Given information:
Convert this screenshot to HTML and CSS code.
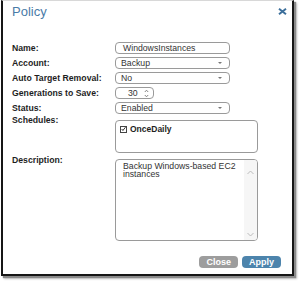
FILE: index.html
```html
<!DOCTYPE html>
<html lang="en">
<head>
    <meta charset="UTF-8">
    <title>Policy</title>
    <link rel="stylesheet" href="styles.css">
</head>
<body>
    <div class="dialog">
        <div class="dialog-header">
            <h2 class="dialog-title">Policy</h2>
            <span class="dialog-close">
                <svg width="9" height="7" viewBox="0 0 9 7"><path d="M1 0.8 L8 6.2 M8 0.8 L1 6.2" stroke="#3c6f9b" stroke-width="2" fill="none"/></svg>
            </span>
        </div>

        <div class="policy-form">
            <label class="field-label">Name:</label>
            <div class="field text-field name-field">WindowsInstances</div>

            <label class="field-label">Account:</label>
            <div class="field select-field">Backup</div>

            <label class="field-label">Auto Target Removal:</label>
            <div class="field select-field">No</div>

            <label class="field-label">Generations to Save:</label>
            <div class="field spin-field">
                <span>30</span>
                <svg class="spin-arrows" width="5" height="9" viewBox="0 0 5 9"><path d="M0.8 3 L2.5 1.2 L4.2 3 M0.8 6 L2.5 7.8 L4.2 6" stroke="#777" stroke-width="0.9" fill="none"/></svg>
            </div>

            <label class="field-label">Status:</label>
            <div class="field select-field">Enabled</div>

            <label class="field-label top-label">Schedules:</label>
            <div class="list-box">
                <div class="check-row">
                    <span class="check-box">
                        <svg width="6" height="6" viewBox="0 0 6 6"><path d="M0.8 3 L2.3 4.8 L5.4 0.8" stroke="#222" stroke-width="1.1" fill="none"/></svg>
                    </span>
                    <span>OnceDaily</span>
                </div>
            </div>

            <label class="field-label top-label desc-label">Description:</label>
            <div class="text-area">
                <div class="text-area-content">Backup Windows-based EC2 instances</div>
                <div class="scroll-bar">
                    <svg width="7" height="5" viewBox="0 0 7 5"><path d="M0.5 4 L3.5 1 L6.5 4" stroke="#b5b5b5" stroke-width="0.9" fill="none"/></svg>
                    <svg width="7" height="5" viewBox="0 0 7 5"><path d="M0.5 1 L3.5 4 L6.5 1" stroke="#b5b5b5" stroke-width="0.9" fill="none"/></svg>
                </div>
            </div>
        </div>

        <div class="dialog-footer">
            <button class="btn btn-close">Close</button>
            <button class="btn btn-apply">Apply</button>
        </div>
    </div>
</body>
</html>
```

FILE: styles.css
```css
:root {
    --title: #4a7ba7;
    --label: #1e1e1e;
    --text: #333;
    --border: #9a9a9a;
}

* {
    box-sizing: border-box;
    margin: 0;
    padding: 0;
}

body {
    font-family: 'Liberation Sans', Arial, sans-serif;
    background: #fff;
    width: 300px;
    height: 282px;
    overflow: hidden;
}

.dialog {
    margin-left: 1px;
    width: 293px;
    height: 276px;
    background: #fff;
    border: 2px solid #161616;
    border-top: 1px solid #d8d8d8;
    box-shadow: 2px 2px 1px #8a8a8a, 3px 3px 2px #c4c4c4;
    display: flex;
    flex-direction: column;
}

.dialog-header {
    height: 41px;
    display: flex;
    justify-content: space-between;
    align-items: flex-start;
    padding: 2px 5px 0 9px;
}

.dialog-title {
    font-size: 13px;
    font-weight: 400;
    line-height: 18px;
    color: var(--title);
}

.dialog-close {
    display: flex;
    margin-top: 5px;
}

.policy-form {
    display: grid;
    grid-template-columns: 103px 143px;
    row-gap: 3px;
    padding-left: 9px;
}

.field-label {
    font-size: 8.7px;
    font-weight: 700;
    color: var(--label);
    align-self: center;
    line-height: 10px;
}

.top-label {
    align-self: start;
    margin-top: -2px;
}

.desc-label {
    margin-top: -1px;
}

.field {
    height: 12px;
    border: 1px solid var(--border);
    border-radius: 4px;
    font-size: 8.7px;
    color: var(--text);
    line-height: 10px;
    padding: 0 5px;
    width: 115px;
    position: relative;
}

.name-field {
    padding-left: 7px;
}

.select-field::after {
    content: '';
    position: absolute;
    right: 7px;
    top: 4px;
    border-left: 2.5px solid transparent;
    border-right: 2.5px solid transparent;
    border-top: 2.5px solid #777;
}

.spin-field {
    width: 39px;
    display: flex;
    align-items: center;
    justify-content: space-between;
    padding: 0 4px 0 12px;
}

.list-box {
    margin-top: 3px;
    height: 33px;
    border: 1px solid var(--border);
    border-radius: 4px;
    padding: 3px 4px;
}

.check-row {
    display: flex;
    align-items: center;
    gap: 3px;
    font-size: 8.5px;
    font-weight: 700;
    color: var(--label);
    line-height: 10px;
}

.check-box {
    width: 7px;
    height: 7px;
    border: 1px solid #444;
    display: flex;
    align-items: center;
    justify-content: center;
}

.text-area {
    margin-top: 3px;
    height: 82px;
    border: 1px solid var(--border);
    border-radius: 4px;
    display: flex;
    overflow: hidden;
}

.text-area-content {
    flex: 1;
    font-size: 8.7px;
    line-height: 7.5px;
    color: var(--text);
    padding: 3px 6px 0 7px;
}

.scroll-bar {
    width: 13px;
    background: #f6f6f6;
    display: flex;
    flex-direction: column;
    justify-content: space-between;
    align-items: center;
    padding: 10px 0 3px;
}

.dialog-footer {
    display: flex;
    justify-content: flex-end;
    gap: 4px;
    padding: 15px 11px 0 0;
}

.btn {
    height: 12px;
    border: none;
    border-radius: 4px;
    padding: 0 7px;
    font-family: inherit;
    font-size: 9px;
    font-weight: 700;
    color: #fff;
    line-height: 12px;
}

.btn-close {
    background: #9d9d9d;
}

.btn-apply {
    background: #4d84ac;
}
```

What is needed: Pictures are excluded; output everything else in the data verbatim.

Worked solution:
Convert this screenshot to HTML and CSS code.
FILE: index.html
```html
<!DOCTYPE html>
<html lang="en">
<head>
    <meta charset="UTF-8">
    <title>Policy</title>
    <link rel="stylesheet" href="styles.css">
</head>
<body>
    <div class="dialog">
        <div class="dialog-header">
            <h2 class="dialog-title">Policy</h2>
            <span class="dialog-close">
                <svg width="9" height="7" viewBox="0 0 9 7"><path d="M1 0.8 L8 6.2 M8 0.8 L1 6.2" stroke="#3c6f9b" stroke-width="2" fill="none"/></svg>
            </span>
        </div>

        <div class="policy-form">
            <label class="field-label">Name:</label>
            <div class="field text-field name-field">WindowsInstances</div>

            <label class="field-label">Account:</label>
            <div class="field select-field">Backup</div>

            <label class="field-label">Auto Target Removal:</label>
            <div class="field select-field">No</div>

            <label class="field-label">Generations to Save:</label>
            <div class="field spin-field">
                <span>30</span>
                <svg class="spin-arrows" width="5" height="9" viewBox="0 0 5 9"><path d="M0.8 3 L2.5 1.2 L4.2 3 M0.8 6 L2.5 7.8 L4.2 6" stroke="#777" stroke-width="0.9" fill="none"/></svg>
            </div>

            <label class="field-label">Status:</label>
            <div class="field select-field">Enabled</div>

            <label class="field-label top-label">Schedules:</label>
            <div class="list-box">
                <div class="check-row">
                    <span class="check-box">
                        <svg width="6" height="6" viewBox="0 0 6 6"><path d="M0.8 3 L2.3 4.8 L5.4 0.8" stroke="#222" stroke-width="1.1" fill="none"/></svg>
                    </span>
                    <span>OnceDaily</span>
                </div>
            </div>

            <label class="field-label top-label desc-label">Description:</label>
            <div class="text-area">
                <div class="text-area-content">Backup Windows-based EC2 instances</div>
                <div class="scroll-bar">
                    <svg width="7" height="5" viewBox="0 0 7 5"><path d="M0.5 4 L3.5 1 L6.5 4" stroke="#b5b5b5" stroke-width="0.9" fill="none"/></svg>
                    <svg width="7" height="5" viewBox="0 0 7 5"><path d="M0.5 1 L3.5 4 L6.5 1" stroke="#b5b5b5" stroke-width="0.9" fill="none"/></svg>
                </div>
            </div>
        </div>

        <div class="dialog-footer">
            <button class="btn btn-close">Close</button>
            <button class="btn btn-apply">Apply</button>
        </div>
    </div>
</body>
</html>
```

FILE: styles.css
```css
:root {
    --title: #4a7ba7;
    --label: #1e1e1e;
    --text: #333;
    --border: #9a9a9a;
}

* {
    box-sizing: border-box;
    margin: 0;
    padding: 0;
}

body {
    font-family: 'Liberation Sans', Arial, sans-serif;
    background: #fff;
    width: 300px;
    height: 282px;
    overflow: hidden;
}

.dialog {
    margin-left: 1px;
    width: 293px;
    height: 276px;
    background: #fff;
    border: 2px solid #161616;
    border-top: 1px solid #d8d8d8;
    box-shadow: 2px 2px 1px #8a8a8a, 3px 3px 2px #c4c4c4;
    display: flex;
    flex-direction: column;
}

.dialog-header {
    height: 41px;
    display: flex;
    justify-content: space-between;
    align-items: flex-start;
    padding: 2px 5px 0 9px;
}

.dialog-title {
    font-size: 13px;
    font-weight: 400;
    line-height: 18px;
    color: var(--title);
}

.dialog-close {
    display: flex;
    margin-top: 5px;
}

.policy-form {
    display: grid;
    grid-template-columns: 103px 143px;
    row-gap: 3px;
    padding-left: 9px;
}

.field-label {
    font-size: 8.7px;
    font-weight: 700;
    color: var(--label);
    align-self: center;
    line-height: 10px;
}

.top-label {
    align-self: start;
    margin-top: -2px;
}

.desc-label {
    margin-top: -1px;
}

.field {
    height: 12px;
    border: 1px solid var(--border);
    border-radius: 4px;
    font-size: 8.7px;
    color: var(--text);
    line-height: 10px;
    padding: 0 5px;
    width: 115px;
    position: relative;
}

.name-field {
    padding-left: 7px;
}

.select-field::after {
    content: '';
    position: absolute;
    right: 7px;
    top: 4px;
    border-left: 2.5px solid transparent;
    border-right: 2.5px solid transparent;
    border-top: 2.5px solid #777;
}

.spin-field {
    width: 39px;
    display: flex;
    align-items: center;
    justify-content: space-between;
    padding: 0 4px 0 12px;
}

.list-box {
    margin-top: 3px;
    height: 33px;
    border: 1px solid var(--border);
    border-radius: 4px;
    padding: 3px 4px;
}

.check-row {
    display: flex;
    align-items: center;
    gap: 3px;
    font-size: 8.5px;
    font-weight: 700;
    color: var(--label);
    line-height: 10px;
}

.check-box {
    width: 7px;
    height: 7px;
    border: 1px solid #444;
    display: flex;
    align-items: center;
    justify-content: center;
}

.text-area {
    margin-top: 3px;
    height: 82px;
    border: 1px solid var(--border);
    border-radius: 4px;
    display: flex;
    overflow: hidden;
}

.text-area-content {
    flex: 1;
    font-size: 8.7px;
    line-height: 7.5px;
    color: var(--text);
    padding: 3px 6px 0 7px;
}

.scroll-bar {
    width: 13px;
    background: #f6f6f6;
    display: flex;
    flex-direction: column;
    justify-content: space-between;
    align-items: center;
    padding: 10px 0 3px;
}

.dialog-footer {
    display: flex;
    justify-content: flex-end;
    gap: 4px;
    padding: 15px 11px 0 0;
}

.btn {
    height: 12px;
    border: none;
    border-radius: 4px;
    padding: 0 7px;
    font-family: inherit;
    font-size: 9px;
    font-weight: 700;
    color: #fff;
    line-height: 12px;
}

.btn-close {
    background: #9d9d9d;
}

.btn-apply {
    background: #4d84ac;
}
```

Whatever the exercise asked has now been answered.